_What you should do_:
Using the listing below, extract each line that has the word "index" in it.
━━━━━ Material for the task
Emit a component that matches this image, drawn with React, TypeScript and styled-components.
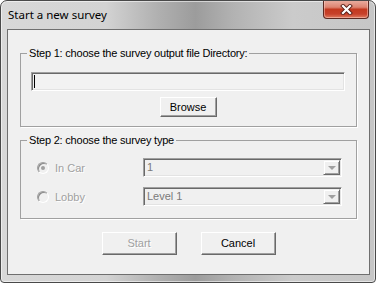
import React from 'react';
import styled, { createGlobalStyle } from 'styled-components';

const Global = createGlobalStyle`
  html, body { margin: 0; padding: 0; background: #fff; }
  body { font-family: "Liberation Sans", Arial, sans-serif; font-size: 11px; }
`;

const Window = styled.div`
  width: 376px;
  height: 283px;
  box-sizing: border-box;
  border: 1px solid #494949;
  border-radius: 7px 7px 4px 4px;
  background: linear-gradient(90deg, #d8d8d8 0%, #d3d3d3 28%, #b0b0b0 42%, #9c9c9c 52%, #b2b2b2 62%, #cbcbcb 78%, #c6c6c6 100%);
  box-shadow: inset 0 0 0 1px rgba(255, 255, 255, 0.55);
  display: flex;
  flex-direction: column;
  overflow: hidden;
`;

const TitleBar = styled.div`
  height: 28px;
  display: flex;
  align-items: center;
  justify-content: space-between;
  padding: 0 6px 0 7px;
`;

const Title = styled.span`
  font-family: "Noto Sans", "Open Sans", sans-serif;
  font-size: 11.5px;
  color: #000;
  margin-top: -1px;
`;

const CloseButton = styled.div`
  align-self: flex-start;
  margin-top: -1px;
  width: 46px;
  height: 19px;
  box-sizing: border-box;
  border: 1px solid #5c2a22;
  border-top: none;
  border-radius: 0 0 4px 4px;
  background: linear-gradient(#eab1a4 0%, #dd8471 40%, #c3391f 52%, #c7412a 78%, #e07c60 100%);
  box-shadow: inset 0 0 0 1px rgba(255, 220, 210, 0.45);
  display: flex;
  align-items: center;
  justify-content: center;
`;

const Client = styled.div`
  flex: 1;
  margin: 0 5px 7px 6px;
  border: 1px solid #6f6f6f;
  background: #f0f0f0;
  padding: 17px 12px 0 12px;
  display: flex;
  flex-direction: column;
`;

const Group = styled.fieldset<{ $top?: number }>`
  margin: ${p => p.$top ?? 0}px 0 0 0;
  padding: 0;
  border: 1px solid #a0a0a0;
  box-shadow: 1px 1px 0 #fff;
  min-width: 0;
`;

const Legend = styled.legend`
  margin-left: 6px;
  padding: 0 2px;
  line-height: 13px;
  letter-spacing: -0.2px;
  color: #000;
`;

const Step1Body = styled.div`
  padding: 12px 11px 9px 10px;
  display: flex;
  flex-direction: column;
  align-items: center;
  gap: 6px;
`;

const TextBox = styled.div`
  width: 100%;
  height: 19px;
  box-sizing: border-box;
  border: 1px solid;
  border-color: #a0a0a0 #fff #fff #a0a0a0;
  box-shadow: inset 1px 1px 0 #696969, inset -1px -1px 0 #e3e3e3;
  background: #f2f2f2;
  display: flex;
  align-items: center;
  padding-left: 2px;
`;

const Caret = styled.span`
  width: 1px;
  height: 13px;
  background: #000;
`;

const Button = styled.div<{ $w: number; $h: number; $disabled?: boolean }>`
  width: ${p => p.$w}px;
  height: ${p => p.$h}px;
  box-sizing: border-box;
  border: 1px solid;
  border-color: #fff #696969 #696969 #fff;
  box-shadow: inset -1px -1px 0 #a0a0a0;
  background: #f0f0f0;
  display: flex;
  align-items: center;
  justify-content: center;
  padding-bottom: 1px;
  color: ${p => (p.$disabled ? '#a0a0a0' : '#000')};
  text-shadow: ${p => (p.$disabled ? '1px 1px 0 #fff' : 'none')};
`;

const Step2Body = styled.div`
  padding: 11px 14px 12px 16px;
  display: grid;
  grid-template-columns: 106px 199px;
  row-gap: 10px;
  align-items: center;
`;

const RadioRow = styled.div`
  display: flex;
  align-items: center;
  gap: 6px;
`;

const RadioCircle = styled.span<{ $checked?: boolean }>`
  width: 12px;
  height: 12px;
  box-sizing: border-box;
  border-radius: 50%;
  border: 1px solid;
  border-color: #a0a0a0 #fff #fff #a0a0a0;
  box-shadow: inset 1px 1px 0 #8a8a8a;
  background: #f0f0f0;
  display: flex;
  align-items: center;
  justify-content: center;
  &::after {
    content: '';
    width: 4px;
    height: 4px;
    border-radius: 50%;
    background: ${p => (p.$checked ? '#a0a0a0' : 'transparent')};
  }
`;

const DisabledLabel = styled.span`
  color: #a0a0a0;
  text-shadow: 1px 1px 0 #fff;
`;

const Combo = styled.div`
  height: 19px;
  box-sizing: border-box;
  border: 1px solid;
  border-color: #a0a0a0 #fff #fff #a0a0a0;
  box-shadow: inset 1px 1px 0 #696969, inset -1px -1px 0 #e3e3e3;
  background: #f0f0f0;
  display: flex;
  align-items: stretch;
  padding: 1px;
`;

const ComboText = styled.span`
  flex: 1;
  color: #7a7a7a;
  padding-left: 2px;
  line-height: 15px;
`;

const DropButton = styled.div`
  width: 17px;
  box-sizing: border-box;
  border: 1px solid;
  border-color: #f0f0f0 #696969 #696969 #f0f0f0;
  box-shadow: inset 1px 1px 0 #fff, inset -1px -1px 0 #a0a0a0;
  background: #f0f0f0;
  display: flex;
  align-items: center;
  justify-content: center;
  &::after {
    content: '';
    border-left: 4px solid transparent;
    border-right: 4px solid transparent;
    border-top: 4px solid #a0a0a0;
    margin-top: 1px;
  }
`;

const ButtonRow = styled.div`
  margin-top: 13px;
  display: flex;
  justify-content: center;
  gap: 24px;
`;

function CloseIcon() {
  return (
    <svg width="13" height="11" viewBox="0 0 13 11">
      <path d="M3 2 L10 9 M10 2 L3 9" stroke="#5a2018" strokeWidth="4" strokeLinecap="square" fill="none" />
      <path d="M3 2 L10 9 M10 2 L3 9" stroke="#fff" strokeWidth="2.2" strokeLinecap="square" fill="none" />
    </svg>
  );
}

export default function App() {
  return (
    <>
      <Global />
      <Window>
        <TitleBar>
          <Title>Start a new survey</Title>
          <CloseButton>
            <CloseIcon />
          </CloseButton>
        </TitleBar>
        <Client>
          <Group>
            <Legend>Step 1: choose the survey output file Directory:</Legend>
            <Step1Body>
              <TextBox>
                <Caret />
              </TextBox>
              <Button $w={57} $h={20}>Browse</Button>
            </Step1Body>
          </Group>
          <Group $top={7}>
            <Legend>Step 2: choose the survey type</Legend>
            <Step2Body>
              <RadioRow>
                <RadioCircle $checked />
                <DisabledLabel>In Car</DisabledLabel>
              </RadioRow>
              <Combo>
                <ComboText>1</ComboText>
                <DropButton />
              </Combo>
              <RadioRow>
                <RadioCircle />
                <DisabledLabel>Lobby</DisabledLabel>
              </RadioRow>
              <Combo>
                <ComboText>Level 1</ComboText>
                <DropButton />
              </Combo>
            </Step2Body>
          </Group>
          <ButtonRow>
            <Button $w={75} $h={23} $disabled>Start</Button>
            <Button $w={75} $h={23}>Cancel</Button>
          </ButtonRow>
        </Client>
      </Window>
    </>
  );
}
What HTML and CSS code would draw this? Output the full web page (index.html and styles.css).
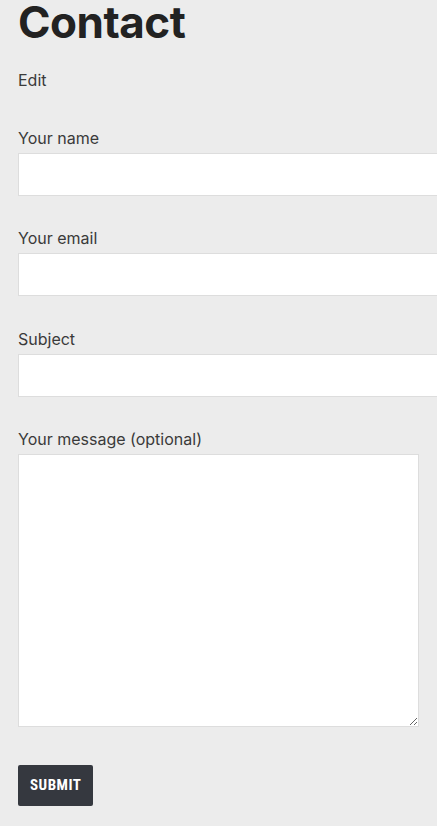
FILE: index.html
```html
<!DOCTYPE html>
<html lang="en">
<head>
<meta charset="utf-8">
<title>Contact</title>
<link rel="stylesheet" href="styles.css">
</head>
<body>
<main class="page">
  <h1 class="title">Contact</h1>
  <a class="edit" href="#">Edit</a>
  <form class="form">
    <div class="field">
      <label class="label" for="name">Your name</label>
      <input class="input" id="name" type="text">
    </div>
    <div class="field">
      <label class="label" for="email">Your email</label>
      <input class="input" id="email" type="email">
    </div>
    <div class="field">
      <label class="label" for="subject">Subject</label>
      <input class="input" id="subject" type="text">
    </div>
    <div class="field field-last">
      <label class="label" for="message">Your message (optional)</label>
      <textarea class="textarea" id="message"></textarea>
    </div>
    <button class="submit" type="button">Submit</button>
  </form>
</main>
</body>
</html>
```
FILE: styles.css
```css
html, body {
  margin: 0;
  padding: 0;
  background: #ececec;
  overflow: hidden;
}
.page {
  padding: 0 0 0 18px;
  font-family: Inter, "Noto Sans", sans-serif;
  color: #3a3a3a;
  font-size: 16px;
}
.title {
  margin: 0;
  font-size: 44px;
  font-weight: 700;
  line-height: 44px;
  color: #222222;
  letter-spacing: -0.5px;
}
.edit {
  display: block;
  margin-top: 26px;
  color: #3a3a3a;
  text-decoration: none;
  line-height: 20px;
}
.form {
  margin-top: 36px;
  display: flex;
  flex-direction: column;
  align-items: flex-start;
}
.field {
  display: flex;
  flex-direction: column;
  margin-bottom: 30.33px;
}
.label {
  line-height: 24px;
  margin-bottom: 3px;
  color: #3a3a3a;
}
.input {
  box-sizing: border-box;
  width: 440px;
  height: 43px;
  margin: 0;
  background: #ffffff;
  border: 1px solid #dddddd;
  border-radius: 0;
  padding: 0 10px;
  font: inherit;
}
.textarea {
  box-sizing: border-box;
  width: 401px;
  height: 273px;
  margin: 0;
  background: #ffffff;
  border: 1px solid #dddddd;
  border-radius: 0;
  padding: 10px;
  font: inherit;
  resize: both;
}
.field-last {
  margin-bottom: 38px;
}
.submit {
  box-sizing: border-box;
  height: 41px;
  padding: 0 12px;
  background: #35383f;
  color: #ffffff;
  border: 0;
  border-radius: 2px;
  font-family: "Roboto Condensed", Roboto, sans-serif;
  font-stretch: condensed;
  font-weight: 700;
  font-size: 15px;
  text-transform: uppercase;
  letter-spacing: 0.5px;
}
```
━━━━━━━━━━
_Final answer_:
What HTML and CSS code would draw this? Output the full web page (index.html and styles.css).
FILE: index.html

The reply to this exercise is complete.